# RECORDS TO PROCESS

* start *

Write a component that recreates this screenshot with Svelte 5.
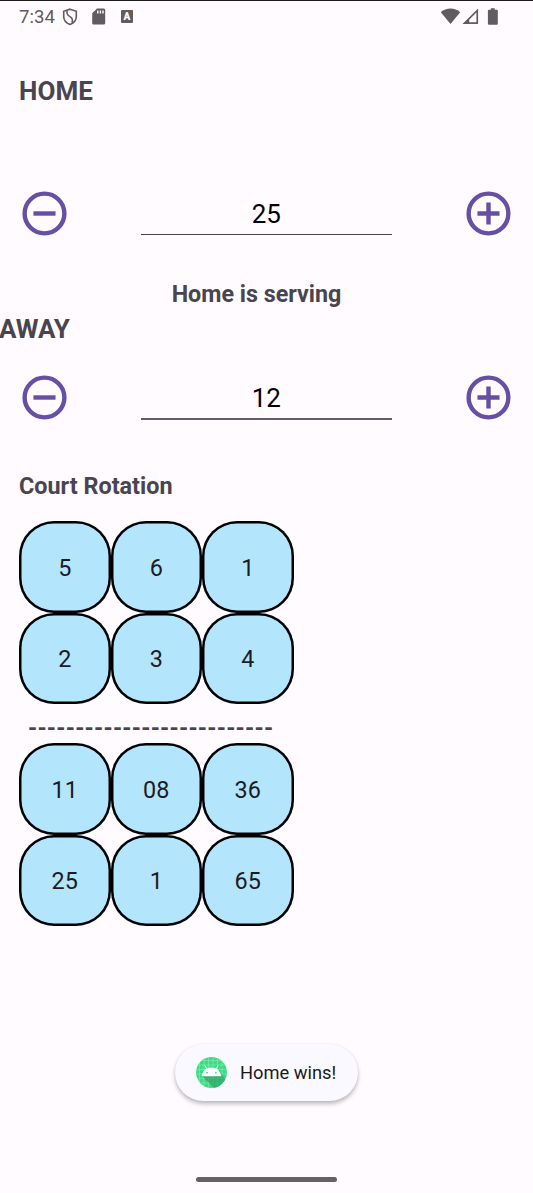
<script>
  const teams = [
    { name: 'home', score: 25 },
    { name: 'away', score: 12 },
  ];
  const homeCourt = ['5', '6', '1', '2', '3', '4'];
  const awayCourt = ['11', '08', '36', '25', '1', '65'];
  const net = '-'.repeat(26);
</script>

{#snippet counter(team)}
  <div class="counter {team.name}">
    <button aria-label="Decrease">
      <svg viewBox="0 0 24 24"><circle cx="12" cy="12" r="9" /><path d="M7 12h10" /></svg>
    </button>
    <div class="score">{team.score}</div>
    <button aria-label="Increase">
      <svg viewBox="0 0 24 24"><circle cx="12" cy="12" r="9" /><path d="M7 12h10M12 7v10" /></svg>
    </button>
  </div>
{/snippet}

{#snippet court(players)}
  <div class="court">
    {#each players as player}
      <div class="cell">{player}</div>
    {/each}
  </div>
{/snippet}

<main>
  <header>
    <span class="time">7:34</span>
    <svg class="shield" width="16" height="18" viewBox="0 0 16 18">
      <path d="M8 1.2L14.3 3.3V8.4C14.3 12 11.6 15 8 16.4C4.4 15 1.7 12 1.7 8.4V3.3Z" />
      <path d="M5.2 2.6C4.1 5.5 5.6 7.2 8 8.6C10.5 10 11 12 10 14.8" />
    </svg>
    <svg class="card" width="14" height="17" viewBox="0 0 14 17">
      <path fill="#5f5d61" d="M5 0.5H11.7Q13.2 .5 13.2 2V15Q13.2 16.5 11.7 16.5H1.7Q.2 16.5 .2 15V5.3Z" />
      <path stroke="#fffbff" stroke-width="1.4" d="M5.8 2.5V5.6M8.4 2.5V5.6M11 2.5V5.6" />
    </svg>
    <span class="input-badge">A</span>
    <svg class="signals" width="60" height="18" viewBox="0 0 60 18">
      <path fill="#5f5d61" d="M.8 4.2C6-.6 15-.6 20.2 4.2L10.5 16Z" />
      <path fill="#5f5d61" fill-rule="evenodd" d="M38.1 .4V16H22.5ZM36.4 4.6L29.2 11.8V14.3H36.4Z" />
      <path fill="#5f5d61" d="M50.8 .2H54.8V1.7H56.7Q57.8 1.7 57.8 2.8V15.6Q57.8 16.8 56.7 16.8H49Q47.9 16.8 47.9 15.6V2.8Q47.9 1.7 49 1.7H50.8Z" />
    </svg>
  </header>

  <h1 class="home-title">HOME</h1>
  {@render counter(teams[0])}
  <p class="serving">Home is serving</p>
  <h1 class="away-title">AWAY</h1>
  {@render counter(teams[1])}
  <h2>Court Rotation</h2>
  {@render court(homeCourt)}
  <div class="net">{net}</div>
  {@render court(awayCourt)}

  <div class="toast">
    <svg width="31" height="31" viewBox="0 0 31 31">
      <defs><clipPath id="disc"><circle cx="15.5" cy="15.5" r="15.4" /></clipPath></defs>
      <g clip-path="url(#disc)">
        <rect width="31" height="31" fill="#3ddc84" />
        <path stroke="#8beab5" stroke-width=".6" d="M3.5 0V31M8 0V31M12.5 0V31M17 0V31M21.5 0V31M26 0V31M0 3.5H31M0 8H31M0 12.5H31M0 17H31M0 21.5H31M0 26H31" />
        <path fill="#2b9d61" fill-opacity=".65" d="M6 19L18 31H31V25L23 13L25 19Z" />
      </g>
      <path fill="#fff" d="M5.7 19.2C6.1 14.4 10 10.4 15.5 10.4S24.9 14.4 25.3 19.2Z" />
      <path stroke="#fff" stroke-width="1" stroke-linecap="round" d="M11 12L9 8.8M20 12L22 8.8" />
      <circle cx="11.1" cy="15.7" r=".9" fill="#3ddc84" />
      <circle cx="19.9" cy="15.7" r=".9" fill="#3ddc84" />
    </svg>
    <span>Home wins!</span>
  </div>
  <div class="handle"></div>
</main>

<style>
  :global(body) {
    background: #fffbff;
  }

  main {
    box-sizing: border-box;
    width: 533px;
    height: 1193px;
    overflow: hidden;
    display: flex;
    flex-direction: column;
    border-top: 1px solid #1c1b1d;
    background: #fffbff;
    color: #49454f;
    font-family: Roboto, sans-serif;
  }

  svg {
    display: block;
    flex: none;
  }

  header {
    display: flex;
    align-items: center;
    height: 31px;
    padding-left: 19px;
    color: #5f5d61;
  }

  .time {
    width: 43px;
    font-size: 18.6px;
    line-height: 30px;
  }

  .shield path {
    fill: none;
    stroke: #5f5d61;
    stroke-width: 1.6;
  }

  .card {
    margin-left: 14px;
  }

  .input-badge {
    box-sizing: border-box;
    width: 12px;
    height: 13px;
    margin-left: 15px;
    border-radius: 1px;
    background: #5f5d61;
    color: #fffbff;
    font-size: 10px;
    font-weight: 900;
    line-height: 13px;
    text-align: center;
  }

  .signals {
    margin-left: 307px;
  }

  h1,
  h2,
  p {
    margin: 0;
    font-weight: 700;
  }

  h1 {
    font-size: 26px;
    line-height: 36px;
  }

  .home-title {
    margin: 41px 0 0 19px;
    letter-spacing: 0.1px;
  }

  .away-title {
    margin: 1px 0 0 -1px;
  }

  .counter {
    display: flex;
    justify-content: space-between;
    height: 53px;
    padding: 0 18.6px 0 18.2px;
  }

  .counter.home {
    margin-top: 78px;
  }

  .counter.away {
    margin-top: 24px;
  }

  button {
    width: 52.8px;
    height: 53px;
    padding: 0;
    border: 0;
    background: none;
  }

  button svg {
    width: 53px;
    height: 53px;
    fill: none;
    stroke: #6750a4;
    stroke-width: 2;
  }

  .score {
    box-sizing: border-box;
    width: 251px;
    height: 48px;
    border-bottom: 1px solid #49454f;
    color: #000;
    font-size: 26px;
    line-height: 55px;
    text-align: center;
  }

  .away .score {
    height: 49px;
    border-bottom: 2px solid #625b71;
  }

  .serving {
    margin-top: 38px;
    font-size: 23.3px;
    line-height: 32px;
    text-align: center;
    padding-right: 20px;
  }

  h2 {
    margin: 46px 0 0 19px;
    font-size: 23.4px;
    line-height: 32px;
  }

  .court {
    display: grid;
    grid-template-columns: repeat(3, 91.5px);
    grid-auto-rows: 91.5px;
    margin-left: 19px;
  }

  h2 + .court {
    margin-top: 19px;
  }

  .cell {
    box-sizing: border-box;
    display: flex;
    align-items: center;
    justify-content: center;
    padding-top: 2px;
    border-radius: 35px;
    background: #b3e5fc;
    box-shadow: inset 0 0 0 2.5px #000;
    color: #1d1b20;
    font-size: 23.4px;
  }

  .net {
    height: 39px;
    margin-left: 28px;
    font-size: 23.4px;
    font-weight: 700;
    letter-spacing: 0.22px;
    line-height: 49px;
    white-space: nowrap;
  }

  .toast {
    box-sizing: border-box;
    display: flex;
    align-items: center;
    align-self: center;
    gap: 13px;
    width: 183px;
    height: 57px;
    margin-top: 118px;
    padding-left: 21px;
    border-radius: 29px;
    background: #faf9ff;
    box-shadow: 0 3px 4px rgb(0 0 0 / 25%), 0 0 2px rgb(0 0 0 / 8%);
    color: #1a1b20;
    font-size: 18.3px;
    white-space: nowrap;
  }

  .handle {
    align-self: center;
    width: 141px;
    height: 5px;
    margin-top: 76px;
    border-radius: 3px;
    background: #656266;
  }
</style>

* end *
* start *

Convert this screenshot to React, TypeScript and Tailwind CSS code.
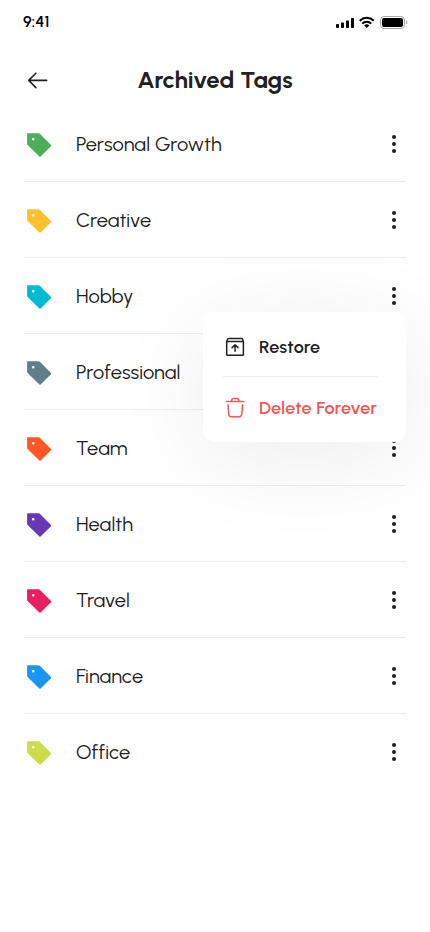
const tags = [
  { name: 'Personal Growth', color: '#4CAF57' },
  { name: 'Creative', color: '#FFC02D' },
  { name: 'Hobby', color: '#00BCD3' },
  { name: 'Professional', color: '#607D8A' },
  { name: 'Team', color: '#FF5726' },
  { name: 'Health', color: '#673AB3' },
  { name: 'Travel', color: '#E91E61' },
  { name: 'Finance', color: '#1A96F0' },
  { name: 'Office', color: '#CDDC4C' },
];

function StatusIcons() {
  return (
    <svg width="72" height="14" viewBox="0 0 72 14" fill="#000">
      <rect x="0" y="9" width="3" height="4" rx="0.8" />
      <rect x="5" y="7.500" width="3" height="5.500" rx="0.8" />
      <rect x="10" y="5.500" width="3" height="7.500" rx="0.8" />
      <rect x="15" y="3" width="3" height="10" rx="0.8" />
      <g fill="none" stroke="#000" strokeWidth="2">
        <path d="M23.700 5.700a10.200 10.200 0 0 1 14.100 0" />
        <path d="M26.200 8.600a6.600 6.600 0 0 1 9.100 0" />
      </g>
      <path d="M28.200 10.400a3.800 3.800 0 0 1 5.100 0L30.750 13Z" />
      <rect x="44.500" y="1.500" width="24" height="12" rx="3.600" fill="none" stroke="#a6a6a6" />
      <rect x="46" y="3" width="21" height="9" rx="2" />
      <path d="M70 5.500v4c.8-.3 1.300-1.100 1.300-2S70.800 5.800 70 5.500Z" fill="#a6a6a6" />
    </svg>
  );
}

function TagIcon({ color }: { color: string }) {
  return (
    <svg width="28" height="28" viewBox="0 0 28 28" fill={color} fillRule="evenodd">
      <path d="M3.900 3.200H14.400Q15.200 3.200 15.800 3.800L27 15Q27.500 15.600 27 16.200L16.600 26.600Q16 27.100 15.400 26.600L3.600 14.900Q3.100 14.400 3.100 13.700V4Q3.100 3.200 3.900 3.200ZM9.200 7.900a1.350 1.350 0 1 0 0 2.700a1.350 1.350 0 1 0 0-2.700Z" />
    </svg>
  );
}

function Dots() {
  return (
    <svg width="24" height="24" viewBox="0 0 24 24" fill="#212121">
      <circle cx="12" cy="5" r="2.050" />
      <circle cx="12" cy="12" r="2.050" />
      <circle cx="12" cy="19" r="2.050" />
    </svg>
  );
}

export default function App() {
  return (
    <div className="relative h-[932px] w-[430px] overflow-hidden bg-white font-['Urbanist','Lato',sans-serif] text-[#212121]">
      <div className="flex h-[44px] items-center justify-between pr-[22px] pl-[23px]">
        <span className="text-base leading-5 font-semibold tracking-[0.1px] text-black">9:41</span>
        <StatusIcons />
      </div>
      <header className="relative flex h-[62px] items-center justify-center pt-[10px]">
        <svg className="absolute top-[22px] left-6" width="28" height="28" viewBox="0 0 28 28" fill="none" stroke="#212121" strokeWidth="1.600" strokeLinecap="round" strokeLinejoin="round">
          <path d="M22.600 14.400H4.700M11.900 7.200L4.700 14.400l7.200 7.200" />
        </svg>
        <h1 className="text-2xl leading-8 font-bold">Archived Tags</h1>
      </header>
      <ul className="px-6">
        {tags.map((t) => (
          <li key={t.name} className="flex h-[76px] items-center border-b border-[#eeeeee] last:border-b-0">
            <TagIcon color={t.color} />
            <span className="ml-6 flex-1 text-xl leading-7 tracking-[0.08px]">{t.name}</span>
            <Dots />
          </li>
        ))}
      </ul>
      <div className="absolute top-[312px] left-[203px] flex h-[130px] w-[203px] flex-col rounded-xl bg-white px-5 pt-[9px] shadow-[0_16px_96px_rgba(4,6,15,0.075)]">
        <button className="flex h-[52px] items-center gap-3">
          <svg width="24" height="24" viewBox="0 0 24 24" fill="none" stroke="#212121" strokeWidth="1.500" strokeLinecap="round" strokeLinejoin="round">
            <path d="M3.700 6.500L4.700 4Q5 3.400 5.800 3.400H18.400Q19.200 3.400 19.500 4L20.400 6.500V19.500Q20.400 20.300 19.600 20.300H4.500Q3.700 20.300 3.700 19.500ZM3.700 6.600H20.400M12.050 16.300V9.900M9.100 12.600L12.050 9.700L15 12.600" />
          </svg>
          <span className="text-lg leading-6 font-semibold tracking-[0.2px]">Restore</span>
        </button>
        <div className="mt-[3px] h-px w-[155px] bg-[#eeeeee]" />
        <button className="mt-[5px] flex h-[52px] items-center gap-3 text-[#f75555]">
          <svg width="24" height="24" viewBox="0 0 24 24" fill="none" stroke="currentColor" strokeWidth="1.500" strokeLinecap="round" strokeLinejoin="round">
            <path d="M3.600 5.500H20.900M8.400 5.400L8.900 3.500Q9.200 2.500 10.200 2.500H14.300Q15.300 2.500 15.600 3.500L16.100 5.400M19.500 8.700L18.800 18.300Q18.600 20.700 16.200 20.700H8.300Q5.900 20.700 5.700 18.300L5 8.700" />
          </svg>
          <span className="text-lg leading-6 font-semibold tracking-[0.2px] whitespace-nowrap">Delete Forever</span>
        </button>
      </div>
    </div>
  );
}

* end *

# REQUIREMENTS
Gather each line in these records that contains the string "this".

# RIGHT ANSWER
Write a component that recreates this screenshot with Svelte 5.
Convert this screenshot to React, TypeScript and Tailwind CSS code.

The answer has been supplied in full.